Gather up the lines that contain "this".

Stored data entries
.....

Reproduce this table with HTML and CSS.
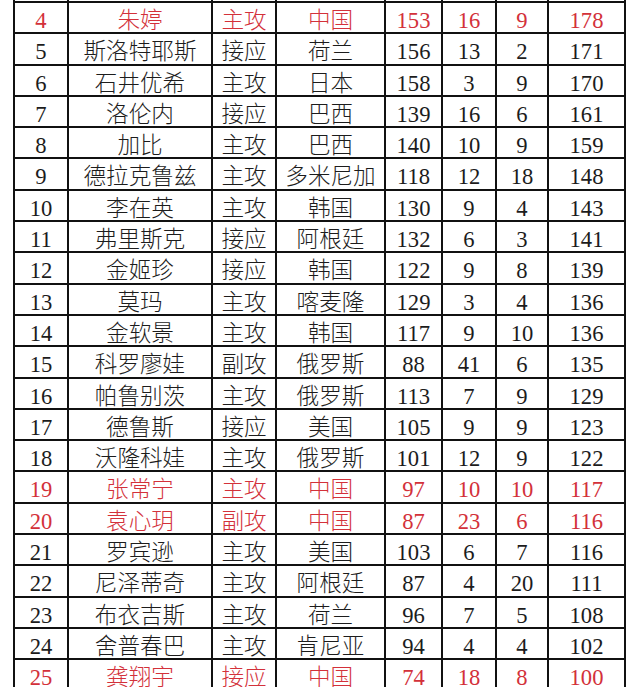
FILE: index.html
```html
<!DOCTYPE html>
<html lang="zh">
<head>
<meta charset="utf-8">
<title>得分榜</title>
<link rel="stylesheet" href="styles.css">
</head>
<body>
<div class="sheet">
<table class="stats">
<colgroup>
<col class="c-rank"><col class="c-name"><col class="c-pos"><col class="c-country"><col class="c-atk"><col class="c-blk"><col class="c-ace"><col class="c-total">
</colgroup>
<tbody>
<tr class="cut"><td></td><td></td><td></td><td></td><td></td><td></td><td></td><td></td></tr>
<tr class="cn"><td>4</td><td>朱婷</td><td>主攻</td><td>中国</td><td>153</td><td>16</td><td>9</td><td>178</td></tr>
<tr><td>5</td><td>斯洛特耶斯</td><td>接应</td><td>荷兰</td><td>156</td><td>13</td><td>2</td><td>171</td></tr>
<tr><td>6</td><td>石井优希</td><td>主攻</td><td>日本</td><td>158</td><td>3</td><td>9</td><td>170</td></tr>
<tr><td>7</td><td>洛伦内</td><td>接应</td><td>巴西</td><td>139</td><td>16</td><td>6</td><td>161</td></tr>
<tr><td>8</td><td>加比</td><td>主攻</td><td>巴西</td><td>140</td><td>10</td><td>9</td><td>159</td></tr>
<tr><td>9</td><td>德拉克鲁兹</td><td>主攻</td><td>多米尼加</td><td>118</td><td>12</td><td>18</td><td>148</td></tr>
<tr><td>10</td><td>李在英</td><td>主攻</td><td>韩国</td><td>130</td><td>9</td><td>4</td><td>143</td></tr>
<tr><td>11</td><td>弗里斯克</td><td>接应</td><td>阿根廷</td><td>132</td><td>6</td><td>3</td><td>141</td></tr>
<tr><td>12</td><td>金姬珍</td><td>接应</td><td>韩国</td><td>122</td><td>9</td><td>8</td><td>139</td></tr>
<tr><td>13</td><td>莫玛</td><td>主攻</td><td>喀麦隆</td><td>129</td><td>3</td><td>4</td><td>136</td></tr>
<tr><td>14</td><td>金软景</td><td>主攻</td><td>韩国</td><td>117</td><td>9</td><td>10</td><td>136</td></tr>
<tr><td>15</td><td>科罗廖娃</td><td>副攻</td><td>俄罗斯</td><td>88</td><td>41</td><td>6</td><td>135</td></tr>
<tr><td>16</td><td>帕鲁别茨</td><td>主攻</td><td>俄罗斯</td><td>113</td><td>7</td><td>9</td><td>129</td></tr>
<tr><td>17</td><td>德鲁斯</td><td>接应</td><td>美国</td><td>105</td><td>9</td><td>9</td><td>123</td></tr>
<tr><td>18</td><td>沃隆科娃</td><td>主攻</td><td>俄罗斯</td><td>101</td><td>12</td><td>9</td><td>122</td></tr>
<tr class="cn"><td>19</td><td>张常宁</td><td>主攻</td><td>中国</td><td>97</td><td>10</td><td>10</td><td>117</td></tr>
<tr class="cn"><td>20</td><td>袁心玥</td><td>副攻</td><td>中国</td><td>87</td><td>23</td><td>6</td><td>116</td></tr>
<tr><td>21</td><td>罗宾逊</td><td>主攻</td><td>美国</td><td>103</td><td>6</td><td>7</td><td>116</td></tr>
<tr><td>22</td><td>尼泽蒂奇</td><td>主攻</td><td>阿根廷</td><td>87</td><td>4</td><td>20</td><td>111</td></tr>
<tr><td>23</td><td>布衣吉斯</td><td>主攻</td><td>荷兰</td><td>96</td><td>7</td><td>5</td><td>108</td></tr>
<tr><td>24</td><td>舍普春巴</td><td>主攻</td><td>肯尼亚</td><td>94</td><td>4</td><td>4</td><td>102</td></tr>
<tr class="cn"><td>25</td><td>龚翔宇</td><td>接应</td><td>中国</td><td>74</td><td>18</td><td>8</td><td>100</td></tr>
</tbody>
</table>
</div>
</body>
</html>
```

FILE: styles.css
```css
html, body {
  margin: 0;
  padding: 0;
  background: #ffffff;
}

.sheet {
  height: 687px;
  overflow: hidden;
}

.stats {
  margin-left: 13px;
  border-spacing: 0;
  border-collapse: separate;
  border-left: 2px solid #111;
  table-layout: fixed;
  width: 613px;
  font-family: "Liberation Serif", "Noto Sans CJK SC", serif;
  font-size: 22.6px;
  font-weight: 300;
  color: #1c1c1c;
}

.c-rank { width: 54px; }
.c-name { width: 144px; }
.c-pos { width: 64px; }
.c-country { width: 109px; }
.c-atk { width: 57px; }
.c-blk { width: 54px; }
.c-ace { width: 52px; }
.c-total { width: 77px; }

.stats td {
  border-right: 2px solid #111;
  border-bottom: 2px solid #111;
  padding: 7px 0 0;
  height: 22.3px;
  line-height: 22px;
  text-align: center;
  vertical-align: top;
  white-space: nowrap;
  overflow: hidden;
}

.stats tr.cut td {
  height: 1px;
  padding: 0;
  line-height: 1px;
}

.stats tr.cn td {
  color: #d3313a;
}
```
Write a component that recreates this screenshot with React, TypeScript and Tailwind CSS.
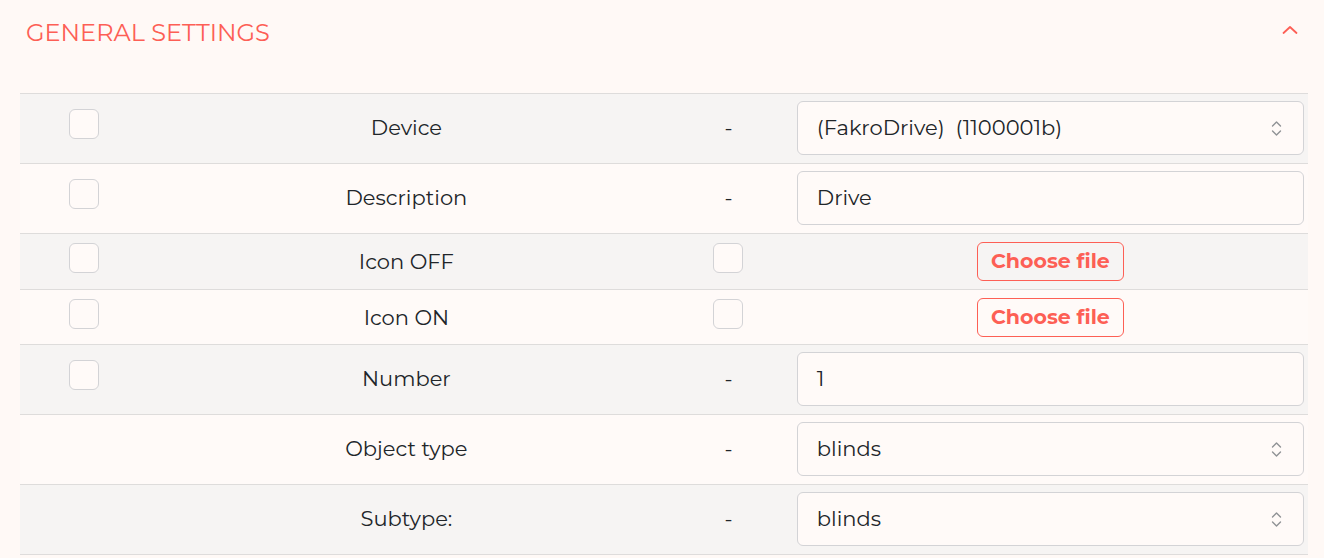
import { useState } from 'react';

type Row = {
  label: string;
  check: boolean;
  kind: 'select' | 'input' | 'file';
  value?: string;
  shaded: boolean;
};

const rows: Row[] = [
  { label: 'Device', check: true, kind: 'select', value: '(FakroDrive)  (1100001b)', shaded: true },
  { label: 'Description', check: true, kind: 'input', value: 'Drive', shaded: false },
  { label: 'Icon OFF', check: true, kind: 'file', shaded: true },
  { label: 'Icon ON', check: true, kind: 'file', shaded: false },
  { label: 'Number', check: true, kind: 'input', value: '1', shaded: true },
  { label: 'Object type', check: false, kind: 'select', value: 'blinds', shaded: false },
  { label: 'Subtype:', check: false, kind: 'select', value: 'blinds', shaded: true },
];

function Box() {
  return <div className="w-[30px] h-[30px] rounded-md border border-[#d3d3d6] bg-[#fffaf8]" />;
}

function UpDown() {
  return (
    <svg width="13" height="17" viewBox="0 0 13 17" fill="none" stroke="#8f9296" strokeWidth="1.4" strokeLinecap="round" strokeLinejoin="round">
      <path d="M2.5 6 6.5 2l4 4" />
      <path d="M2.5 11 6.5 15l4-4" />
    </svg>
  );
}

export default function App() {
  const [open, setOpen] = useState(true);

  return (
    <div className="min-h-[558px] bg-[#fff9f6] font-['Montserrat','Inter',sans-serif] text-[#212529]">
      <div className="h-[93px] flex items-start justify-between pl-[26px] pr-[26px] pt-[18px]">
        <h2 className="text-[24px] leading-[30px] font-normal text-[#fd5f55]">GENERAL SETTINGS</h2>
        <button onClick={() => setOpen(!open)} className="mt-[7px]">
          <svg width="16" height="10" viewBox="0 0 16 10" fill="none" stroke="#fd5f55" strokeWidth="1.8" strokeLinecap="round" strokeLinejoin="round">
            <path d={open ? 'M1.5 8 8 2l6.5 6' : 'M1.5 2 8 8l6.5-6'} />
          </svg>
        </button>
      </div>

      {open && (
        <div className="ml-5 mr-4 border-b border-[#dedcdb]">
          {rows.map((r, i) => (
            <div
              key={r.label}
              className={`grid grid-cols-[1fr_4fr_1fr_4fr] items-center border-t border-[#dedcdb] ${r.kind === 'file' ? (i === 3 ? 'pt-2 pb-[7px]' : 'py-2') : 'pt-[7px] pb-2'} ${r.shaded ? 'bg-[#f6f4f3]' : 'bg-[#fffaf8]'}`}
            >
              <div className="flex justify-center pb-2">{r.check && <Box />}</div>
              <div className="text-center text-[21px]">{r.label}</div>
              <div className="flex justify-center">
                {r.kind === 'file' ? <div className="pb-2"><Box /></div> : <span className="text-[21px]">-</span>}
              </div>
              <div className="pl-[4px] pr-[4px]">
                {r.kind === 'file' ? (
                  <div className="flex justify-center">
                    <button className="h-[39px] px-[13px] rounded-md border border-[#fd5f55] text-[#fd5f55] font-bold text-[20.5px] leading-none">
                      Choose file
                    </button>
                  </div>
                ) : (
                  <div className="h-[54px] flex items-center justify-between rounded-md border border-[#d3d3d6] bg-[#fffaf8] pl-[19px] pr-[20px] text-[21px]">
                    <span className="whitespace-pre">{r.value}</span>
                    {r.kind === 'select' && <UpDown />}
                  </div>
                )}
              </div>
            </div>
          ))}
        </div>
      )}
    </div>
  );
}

.....

Written answer -
Reproduce this table with HTML and CSS.
Write a component that recreates this screenshot with React, TypeScript and Tailwind CSS.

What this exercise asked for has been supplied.